Early shooters often featured minimal recoil because hardware limitations made complex simulations difficult. Weapons behaved almost like laser pointers, allowing players to fire continuously with little consequence.
As technology improved, developers began introducing more advanced recoil systems. Procedural animations, physics simulations, and dynamic weapon handling transformed the genre.
Modern shooters now feature highly detailed recoil mechanics that vary by weapon type, attachments, player stance, and movement. Some games even simulate factors like weapon weight and firing rate.
These innovations have made recoil control one of the most nuanced and skill-based mechanics in modern shooters.
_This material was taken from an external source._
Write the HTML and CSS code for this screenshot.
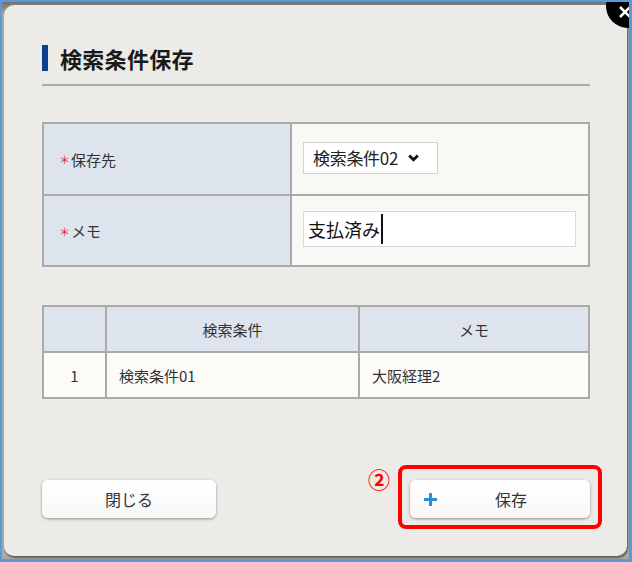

Why Recoil Control Matters
Recoil control is more than just a technical feature; it is a core element of what makes shooter games engaging. The constant struggle between weapon power and player control creates tension and excitement during every firefight.
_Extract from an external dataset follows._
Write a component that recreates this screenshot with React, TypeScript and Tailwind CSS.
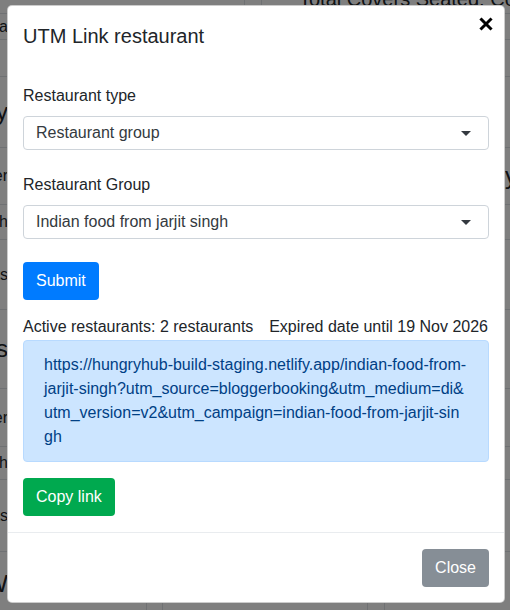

Players must balance aggression with discipline, choosing when to spray bullets and when to fire carefully aimed shots. Mastering recoil allows players to maximize weapon effectiveness and outplay opponents through skill rather than luck.
This blend of mechanical mastery, tactical decision-making, and visceral feedback is what makes recoil systems so compelling.
Final Thoughts
Recoil control lies at the heart of modern shooter game design. What appears to be a simple upward kick of a weapon is actually the result of sophisticated systems involving physics simulation, weapon balance, animation design, and player skill mechanics.
From vertical recoil and pattern learning to attachment customization and recovery timing, recoil systems shape the rhythm and strategy of combat. They reward practice, encourage tactical thinking, and create a sense of mastery that keeps players coming back for more.
As shooter games continue to evolve, recoil mechanics will remain one of the most important elements defining how weapons feel and how players engage with the battlefield. Mastering recoil control isn’t just about aiming better; it’s about understanding the deeper mechanics that drive the entire shooter experience.